Exercise objective
From the listing, collect all lines containing the word "styled".

......

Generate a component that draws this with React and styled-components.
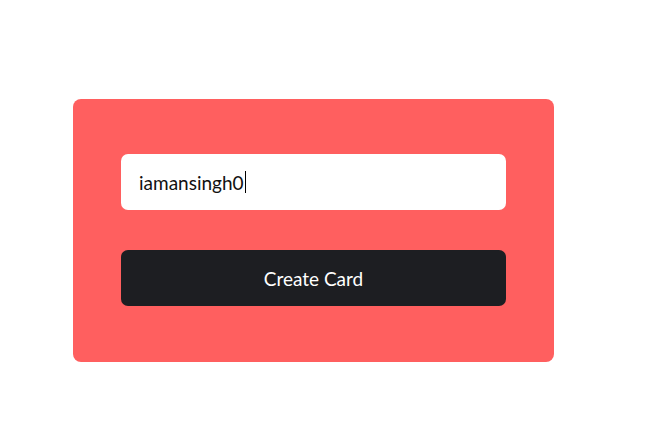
import styled, { createGlobalStyle } from "styled-components";

const GlobalStyle = createGlobalStyle`
  body {
    margin: 0;
    background: #ffffff;
    font-family: Lato, "Liberation Sans", sans-serif;
  }
`;

function App() {
  return (
    <Page>
      <GlobalStyle />
      <Card>
        <Field>
          iamansingh0
          <Caret />
        </Field>
        <CreateButton>Create Card</CreateButton>
      </Card>
    </Page>
  );
}

export default App;

const Page = styled.div`
  padding: 99px 0 0 73px;
  min-height: 421px;
  box-sizing: border-box;
`;

const Card = styled.div`
  display: flex;
  flex-direction: column;
  gap: 40px;
  width: 481px;
  box-sizing: border-box;
  padding: 55px 48px 56px;
  background: #ff5f5f;
  border-radius: 8px;
`;

const Field = styled.div`
  display: flex;
  align-items: center;
  height: 56px;
  box-sizing: border-box;
  padding-left: 18px;
  background: #ffffff;
  border-radius: 7px;
  font-family: Lato, "Liberation Sans", sans-serif;
  font-size: 19px;
  color: #111111;
`;

const Caret = styled.span`
  display: inline-block;
  width: 1px;
  height: 22px;
  margin-left: 1px;
  background: #000000;
`;

const CreateButton = styled.button`
  height: 56px;
  border: none;
  border-radius: 7px;
  background: #1d1e22;
  color: #ffffff;
  font-family: Lato, "Liberation Sans", sans-serif;
  font-size: 19px;
  cursor: pointer;
`;
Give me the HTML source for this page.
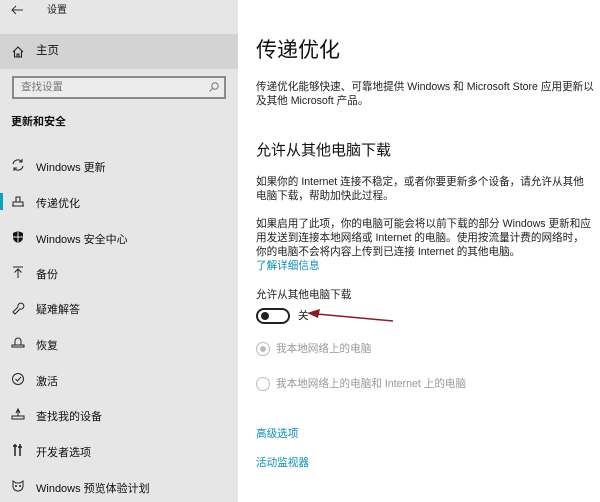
<!DOCTYPE html>
<html><head><meta charset="utf-8"><style>
*{margin:0;padding:0;box-sizing:border-box}
body{width:600px;height:502px;overflow:hidden;background:#fff;font-family:"Liberation Sans","Noto Sans CJK SC",sans-serif;color:#111;position:relative}
.side{position:absolute;left:0;top:0;width:238px;height:502px;background:#e6e6e6}
.a{position:absolute;white-space:nowrap;line-height:1}
.item{position:absolute;left:0;width:238px;height:20px;font-size:11px}
.item .ic{position:absolute;left:10px;top:2px;width:16px;height:16px}
.item .t{position:absolute;left:36px;top:4px;white-space:nowrap}
.p{font-size:10.6px;color:#222}
.link{color:#0a8fb0;font-size:10.6px}
.grey{color:#999}
</style></head><body>
<div class="side">
 <svg class="a" style="left:10px;top:4px" width="14" height="12" viewBox="0 0 14 12"><path d="M13 6H2M6 2L2 6l4 4" fill="none" stroke="#333" stroke-width="1"/></svg>
 <div class="a" style="left:47px;top:6px;font-size:10px;color:#222">设置</div>
 <div class="a" style="left:0;top:34px;width:238px;height:35px;background:#d3d3d3"></div>
 <svg class="a" style="left:11px;top:45px" width="14" height="14" viewBox="0 0 14 14"><path d="M2 7L7 2l5 5M3.5 6v6h7V6M6 12V9h2v3" fill="none" stroke="#222" stroke-width="1.1"/></svg>
 <div class="a" style="left:36px;top:46px;font-size:11.5px">主页</div>
 <div class="a" style="left:12px;top:76px;width:214px;height:23px;border:2px solid #8a8a8a;background:#ececec"></div>
 <div class="a" style="left:21px;top:82px;font-size:10.5px;color:#777">查找设置</div>
 <svg class="a" style="left:208px;top:81px" width="12" height="12" viewBox="0 0 12 12"><circle cx="7" cy="5" r="3.2" fill="none" stroke="#777"/><path d="M4.7 7.3L1.5 10.5" stroke="#777"/></svg>
 <div class="a" style="left:11px;top:117px;font-size:11px;font-weight:bold">更新和安全</div>

 <div class="item" style="top:155px"><svg class="ic" viewBox="0 0 16 16"><path d="M3 7a5 5 0 0 1 9-2M13 9a5 5 0 0 1-9 2M12 2v3H9M4 14v-3h3" fill="none" stroke="#222"/></svg><span class="t">Windows 更新</span></div>
 <div class="a" style="left:0;top:193px;width:3px;height:17px;background:#0aa3c2"></div>
 <div class="item" style="top:191px"><svg class="ic" viewBox="0 0 16 16"><path d="M2 13h12M3 13V9h10v4M6 9V4h4v5" fill="none" stroke="#222"/></svg><span class="t">传递优化</span></div>
 <div class="item" style="top:227px"><svg class="ic" viewBox="0 0 16 16"><path d="M8 2l5 2v4c0 3-2 5-5 6-3-1-5-3-5-6V4z" fill="#111"/><path d="M8 2v12M3 8h10" stroke="#e6e6e6"/></svg><span class="t">Windows 安全中心</span></div>
 <div class="item" style="top:262px"><svg class="ic" viewBox="0 0 16 16"><path d="M3 3h10M8 14V5M4.5 8.5L8 5l3.5 3.5" fill="none" stroke="#222"/></svg><span class="t">备份</span></div>
 <div class="item" style="top:297px"><svg class="ic" viewBox="0 0 16 16"><path d="M3 13l5-5a3 3 0 1 1 2 2l-5 5z" fill="none" stroke="#222"/></svg><span class="t">疑难解答</span></div>
 <div class="item" style="top:333px"><svg class="ic" viewBox="0 0 16 16"><path d="M2 12h12v-2H2zM5 10V6a3 3 0 0 1 6 0v4" fill="none" stroke="#222"/></svg><span class="t">恢复</span></div>
 <div class="item" style="top:369px"><svg class="ic" viewBox="0 0 16 16"><circle cx="8" cy="8" r="5.5" fill="none" stroke="#222"/><path d="M5.5 8l2 2 3.5-4" fill="none" stroke="#222"/></svg><span class="t">激活</span></div>
 <div class="item" style="top:404px"><svg class="ic" viewBox="0 0 16 16"><path d="M2 13h12v-3H2zM8 10V4M6 7l2-4 2 4" fill="none" stroke="#222"/></svg><span class="t">查找我的设备</span></div>
 <div class="item" style="top:440px"><svg class="ic" viewBox="0 0 16 16"><path d="M5 2v12M10 2v12M3 4h4M8 5h4" fill="none" stroke="#222" stroke-width="1.5"/></svg><span class="t">开发者选项</span></div>
 <div class="item" style="top:476px"><svg class="ic" viewBox="0 0 16 16"><path d="M3 3l3 2h4l3-2v5c0 3-2 5-5 5s-5-2-5-5z" fill="none" stroke="#222"/><circle cx="6" cy="8" r="1" fill="#222"/><circle cx="10" cy="8" r="1" fill="#222"/></svg><span class="t">Windows 预览体验计划</span></div>
</div>

<div class="a" style="left:256px;top:40px;font-size:21px">传递优化</div>
<div class="a p" style="left:256px;top:82px">传递优化能够快速、可靠地提供 Windows 和 Microsoft Store 应用更新以</div>
<div class="a p" style="left:256px;top:96px">及其他 Microsoft 产品。</div>
<div class="a" style="left:256px;top:143px;font-size:15px">允许从其他电脑下载</div>
<div class="a p" style="left:256px;top:177px">如果你的 Internet 连接不稳定，或者你要更新多个设备，请允许从其他</div>
<div class="a p" style="left:256px;top:191px">电脑下载，帮助加快此过程。</div>
<div class="a p" style="left:256px;top:219px">如果启用了此项，你的电脑可能会将以前下载的部分 Windows 更新和应</div>
<div class="a p" style="left:256px;top:233px">用发送到连接本地网络或 Internet 的电脑。使用按流量计费的网络时，</div>
<div class="a p" style="left:256px;top:247px">你的电脑不会将内容上传到已连接 Internet 的其他电脑。</div>
<div class="a link" style="left:256px;top:261px">了解详细信息</div>
<div class="a p" style="left:256px;top:290px">允许从其他电脑下载</div>
<div class="a" style="left:256px;top:308px;width:34px;height:16px;border:2px solid #222;border-radius:8px"></div>
<div class="a" style="left:261px;top:312px;width:8px;height:8px;border-radius:50%;background:#222"></div>
<div class="a p" style="left:298px;top:311px">关</div>
<svg class="a" style="left:305px;top:306px" width="92" height="20" viewBox="0 0 92 20"><path d="M88 15L12 8" stroke="#8a1c2a" stroke-width="1.5"/><path d="M2 7l13-4-2 9z" fill="#8a1c2a"/></svg>
<div class="a" style="left:256px;top:342px;width:14px;height:14px;border:1.5px solid #bbb;border-radius:50%"></div>
<div class="a" style="left:260px;top:346px;width:6px;height:6px;border-radius:50%;background:#bbb"></div>
<div class="a p grey" style="left:276px;top:344px">我本地网络上的电脑</div>
<div class="a" style="left:256px;top:377px;width:14px;height:14px;border:1.5px solid #bbb;border-radius:50%"></div>
<div class="a p grey" style="left:276px;top:379px">我本地网络上的电脑和 Internet 上的电脑</div>
<div class="a link" style="left:256px;top:429px">高级选项</div>
<div class="a link" style="left:256px;top:458px">活动监视器</div>
</body></html>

......

Response
Generate a component that draws this with React and styled-components.
import styled, { createGlobalStyle } from "styled-components";
const Page = styled.div`
const Card = styled.div`
const Field = styled.div`
const Caret = styled.span`
const CreateButton = styled.button`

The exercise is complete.